* WORK INSTRUCTIONS:
Locate every line that holds the string "styles" and copy it.

* EXTRACTED RECORDS:
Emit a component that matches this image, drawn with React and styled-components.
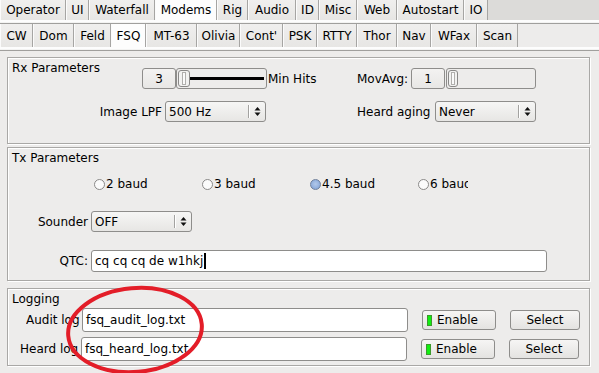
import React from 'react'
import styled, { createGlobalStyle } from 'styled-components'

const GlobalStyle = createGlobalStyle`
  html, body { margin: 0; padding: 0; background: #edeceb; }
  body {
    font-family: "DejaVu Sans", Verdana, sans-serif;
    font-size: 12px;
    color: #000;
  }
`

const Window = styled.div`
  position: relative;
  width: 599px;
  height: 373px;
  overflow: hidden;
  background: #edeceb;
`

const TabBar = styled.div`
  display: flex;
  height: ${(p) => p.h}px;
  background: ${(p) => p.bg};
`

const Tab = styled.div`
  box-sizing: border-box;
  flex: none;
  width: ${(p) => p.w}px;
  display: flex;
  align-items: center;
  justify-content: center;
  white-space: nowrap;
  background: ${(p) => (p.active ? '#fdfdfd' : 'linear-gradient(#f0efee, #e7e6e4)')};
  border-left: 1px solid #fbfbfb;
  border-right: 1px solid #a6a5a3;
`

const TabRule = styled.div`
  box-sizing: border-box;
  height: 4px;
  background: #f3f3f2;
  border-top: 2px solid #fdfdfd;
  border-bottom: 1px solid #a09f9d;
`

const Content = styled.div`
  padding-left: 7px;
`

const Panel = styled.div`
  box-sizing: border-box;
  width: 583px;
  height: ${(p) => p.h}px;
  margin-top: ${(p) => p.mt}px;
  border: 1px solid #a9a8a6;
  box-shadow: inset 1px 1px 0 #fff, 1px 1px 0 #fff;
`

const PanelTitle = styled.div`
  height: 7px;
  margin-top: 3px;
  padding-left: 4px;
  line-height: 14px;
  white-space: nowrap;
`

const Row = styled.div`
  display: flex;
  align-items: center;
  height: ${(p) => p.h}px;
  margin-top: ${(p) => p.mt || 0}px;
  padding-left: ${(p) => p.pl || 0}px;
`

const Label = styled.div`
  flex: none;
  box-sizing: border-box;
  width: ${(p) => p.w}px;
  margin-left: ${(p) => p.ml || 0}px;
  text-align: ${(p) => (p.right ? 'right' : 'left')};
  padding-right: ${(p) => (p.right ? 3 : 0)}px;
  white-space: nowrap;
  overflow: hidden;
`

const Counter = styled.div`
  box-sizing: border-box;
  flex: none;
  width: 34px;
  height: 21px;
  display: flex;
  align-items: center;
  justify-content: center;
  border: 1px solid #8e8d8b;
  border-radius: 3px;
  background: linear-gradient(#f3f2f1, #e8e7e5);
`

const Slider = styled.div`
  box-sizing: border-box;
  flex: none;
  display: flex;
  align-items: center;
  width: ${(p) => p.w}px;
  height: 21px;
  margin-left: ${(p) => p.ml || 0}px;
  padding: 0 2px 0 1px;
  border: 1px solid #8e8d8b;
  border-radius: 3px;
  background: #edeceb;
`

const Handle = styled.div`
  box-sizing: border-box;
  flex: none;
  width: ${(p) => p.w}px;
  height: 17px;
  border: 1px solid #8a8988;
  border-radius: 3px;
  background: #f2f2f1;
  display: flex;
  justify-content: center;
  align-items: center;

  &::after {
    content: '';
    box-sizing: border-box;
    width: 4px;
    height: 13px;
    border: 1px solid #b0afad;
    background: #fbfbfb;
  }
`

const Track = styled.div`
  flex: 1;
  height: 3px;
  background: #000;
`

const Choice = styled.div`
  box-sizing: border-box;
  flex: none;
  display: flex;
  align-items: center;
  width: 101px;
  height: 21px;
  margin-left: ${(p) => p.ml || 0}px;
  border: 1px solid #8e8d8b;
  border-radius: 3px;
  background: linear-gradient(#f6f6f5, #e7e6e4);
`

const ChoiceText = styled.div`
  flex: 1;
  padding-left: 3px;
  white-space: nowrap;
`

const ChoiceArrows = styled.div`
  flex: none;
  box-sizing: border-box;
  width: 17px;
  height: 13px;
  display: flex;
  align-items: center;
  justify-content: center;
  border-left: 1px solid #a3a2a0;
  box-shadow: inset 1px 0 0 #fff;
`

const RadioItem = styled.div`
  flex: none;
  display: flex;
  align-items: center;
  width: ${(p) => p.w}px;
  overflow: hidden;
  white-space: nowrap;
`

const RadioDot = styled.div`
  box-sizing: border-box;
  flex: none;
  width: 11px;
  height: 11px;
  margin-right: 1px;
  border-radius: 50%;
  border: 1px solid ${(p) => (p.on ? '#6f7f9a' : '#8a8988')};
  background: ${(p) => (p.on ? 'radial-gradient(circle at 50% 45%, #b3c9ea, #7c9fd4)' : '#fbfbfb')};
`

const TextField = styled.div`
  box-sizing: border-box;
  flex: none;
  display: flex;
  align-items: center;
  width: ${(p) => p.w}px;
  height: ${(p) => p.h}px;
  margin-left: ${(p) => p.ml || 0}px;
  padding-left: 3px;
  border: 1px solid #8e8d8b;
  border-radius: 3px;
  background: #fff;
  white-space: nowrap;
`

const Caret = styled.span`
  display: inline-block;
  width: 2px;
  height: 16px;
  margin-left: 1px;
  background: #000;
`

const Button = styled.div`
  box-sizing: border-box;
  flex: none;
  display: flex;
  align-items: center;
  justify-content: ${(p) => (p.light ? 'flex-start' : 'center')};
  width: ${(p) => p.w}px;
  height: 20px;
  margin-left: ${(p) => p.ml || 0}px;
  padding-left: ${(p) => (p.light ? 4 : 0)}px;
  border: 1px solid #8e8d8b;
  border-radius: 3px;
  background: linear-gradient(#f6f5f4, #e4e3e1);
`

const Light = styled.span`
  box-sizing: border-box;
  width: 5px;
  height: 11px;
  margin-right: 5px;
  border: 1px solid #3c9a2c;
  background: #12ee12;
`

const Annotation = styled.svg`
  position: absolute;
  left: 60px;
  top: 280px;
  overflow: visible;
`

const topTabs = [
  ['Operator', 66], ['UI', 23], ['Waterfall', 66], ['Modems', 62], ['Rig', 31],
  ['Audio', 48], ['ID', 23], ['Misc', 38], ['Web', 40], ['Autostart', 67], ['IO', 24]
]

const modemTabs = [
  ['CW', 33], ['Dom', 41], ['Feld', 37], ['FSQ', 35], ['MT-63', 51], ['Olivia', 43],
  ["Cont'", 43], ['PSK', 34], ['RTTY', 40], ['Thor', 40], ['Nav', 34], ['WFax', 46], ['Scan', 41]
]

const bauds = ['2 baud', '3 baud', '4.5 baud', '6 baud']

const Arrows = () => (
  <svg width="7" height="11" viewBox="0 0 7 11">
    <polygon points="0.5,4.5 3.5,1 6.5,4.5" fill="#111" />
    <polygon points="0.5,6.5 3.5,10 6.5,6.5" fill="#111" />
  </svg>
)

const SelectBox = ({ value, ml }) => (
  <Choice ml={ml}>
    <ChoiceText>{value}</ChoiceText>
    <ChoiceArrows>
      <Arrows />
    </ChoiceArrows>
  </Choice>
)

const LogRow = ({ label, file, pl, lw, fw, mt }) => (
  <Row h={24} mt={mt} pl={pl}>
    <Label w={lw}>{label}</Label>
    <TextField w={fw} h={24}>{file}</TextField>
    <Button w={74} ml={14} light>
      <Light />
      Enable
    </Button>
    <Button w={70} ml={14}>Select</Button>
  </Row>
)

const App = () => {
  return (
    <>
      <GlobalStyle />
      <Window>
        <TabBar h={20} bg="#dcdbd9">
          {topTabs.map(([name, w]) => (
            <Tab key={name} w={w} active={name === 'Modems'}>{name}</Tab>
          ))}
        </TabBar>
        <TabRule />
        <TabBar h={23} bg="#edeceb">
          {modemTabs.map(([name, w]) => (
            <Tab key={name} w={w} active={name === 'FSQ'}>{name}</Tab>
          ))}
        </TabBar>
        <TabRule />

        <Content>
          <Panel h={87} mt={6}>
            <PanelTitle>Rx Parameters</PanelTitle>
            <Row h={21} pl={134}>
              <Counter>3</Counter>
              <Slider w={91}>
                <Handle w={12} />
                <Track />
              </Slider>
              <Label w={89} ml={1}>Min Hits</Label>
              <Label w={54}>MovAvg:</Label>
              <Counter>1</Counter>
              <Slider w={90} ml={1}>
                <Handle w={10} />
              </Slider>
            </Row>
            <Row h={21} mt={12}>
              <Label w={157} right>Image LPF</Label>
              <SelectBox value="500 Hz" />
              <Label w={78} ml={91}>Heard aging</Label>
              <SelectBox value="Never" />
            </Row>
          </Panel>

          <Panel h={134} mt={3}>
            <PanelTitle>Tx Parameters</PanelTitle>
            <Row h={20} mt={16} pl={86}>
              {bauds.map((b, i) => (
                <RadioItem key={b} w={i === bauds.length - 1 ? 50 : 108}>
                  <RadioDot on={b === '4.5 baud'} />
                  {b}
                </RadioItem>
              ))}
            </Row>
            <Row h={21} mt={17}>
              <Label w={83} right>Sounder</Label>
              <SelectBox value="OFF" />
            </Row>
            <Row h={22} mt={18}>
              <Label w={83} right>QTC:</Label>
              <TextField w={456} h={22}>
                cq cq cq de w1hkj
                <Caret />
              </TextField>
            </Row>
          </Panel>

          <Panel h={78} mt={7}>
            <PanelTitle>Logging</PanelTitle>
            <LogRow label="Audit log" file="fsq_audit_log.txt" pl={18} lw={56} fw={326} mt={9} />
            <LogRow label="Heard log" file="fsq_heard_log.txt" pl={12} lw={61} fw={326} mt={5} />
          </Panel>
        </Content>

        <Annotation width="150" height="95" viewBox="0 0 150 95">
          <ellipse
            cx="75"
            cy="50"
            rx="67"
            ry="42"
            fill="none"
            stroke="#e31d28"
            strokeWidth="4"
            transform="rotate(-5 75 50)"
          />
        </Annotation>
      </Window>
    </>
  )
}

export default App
==
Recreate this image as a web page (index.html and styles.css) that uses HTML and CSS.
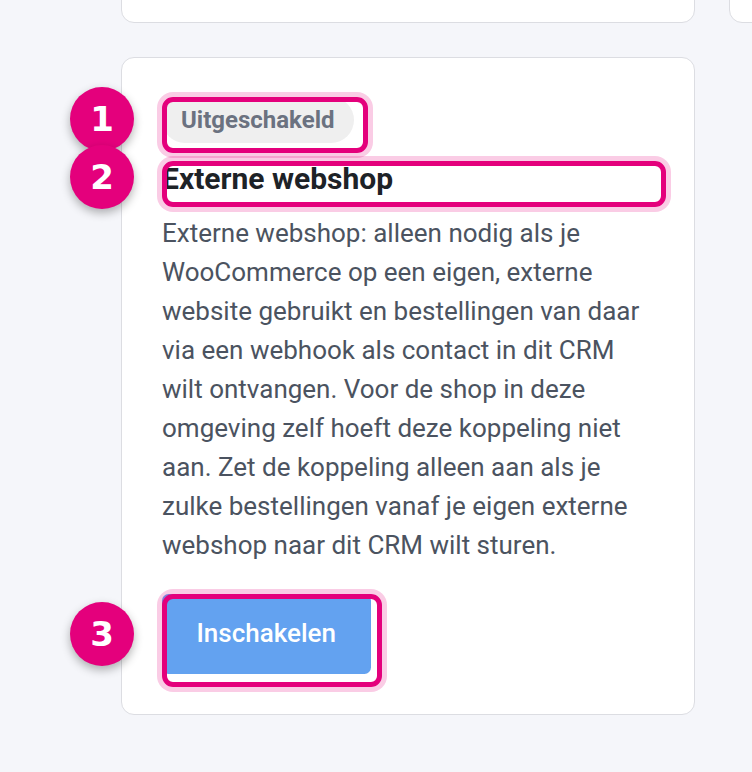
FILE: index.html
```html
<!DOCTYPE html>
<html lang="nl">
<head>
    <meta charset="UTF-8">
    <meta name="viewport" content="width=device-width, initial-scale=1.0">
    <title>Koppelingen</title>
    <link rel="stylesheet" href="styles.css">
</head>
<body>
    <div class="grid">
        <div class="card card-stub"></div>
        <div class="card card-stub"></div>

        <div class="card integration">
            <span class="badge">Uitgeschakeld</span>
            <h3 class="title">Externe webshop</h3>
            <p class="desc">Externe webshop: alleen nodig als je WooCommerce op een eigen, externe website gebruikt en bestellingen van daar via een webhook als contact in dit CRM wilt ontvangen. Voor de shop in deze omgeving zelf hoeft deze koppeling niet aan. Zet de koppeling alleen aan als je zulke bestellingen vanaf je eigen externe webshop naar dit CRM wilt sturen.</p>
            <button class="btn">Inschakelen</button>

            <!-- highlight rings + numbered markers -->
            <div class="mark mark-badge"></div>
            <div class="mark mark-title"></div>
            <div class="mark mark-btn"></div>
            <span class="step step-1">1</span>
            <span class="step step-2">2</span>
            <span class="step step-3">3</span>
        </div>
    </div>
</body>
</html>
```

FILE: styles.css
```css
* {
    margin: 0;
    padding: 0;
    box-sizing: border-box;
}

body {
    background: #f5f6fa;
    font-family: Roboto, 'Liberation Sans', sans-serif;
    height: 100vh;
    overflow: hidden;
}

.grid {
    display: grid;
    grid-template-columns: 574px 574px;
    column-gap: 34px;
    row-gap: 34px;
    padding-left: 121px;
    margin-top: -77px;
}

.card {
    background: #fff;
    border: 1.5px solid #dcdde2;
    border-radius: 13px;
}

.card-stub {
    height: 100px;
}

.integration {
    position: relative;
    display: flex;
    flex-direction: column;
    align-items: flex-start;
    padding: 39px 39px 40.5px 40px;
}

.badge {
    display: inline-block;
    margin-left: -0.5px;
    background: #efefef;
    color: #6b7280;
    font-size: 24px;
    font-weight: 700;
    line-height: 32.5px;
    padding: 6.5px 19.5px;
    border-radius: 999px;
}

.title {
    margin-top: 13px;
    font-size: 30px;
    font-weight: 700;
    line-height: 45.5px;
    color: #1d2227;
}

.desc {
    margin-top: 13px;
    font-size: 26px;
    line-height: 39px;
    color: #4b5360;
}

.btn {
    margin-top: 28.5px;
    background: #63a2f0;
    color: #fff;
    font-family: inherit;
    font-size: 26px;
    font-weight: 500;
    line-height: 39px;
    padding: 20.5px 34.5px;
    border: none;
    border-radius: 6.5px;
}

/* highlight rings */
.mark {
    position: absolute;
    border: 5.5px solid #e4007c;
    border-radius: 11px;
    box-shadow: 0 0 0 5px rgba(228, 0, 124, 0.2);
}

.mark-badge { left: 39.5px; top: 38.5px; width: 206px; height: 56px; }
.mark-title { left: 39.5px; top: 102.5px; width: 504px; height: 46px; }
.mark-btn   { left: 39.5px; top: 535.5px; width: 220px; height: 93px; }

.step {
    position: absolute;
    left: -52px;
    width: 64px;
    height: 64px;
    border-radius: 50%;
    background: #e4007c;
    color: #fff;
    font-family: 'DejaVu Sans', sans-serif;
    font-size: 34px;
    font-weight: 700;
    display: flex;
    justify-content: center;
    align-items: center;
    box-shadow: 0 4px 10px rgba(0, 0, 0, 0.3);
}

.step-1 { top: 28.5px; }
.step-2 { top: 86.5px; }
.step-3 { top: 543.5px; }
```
...
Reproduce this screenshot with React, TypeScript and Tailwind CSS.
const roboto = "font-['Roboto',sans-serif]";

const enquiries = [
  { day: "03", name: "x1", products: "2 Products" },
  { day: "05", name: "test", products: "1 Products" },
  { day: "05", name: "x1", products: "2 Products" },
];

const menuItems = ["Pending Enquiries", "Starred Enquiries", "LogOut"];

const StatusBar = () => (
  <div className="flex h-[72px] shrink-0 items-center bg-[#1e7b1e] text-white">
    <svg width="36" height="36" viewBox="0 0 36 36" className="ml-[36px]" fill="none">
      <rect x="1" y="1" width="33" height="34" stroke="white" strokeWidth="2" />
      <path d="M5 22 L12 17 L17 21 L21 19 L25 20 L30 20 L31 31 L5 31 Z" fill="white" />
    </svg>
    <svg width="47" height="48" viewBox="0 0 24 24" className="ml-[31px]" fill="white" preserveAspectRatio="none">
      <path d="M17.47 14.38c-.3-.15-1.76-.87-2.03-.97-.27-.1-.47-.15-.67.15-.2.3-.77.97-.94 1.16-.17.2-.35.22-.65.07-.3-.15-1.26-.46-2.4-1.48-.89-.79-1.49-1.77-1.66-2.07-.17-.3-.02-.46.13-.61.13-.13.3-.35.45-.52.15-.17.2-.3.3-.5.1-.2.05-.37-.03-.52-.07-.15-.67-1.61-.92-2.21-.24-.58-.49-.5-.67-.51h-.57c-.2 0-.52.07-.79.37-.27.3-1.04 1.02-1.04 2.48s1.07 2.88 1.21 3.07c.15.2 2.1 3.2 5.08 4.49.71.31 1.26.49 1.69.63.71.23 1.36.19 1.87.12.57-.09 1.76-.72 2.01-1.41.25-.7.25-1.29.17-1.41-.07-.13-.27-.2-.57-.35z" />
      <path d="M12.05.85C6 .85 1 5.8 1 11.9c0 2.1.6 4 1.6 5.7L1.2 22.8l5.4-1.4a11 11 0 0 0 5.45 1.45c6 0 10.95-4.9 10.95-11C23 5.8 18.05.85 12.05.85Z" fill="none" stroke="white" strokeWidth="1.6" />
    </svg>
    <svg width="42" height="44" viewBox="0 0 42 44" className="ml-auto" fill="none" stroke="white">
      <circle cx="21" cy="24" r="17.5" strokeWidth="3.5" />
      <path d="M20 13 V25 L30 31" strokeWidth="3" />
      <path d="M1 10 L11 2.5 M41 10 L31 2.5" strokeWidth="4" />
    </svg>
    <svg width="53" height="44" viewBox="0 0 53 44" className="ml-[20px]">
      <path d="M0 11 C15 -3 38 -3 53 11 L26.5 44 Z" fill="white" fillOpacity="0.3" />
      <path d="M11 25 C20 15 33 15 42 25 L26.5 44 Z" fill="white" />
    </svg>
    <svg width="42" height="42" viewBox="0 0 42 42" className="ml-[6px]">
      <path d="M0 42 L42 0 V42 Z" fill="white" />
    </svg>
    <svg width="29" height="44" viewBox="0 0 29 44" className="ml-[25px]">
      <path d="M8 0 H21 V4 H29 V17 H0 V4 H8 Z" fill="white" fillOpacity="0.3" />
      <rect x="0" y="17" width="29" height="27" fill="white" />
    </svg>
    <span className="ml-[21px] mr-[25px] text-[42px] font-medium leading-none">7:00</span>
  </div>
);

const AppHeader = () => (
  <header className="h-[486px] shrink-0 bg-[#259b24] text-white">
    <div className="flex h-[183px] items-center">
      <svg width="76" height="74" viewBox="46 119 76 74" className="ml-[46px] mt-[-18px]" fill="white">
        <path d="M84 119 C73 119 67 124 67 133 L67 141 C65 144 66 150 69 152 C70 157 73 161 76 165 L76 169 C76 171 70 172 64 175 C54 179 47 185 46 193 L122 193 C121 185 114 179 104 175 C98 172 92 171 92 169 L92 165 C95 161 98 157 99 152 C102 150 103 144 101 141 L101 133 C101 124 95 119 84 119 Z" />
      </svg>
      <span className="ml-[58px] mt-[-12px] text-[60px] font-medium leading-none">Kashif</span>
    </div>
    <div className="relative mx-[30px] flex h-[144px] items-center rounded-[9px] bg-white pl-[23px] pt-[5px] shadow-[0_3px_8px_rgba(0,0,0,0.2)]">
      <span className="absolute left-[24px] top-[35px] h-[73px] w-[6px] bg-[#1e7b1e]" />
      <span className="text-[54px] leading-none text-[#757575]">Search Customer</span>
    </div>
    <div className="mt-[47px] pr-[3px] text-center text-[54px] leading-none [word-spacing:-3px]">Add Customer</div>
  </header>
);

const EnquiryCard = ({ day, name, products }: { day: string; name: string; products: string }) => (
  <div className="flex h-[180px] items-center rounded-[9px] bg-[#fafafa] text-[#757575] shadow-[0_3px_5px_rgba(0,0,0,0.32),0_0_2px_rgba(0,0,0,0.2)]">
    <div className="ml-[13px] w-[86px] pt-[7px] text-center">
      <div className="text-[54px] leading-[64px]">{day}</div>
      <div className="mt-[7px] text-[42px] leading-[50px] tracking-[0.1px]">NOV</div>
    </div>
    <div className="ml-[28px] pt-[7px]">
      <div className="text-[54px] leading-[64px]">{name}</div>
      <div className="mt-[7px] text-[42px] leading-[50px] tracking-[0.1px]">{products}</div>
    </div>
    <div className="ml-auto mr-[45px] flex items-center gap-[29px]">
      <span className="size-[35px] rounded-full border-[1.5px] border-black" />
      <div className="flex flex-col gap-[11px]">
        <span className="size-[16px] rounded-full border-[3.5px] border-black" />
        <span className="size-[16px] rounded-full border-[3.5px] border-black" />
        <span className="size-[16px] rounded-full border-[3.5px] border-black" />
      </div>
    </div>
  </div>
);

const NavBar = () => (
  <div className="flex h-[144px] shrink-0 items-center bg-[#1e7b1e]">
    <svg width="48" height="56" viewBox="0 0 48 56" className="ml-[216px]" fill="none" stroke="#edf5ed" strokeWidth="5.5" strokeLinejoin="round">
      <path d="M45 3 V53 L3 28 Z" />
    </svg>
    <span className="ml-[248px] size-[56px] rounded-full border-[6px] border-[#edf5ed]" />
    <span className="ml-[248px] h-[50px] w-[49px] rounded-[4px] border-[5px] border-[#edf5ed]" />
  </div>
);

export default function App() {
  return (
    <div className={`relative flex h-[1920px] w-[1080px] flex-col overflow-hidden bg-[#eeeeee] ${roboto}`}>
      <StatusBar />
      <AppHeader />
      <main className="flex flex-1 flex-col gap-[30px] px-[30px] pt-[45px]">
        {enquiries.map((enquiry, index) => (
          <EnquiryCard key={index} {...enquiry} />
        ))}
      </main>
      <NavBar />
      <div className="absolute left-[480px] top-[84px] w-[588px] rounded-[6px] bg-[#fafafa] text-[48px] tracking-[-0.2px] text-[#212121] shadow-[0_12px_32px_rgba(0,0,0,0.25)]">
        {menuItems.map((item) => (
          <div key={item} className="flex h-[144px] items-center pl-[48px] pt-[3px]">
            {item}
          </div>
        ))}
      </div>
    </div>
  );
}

* EXPECTED ANSWER:
Recreate this image as a web page (index.html and styles.css) that uses HTML and CSS.
    <link rel="stylesheet" href="styles.css">
FILE: styles.css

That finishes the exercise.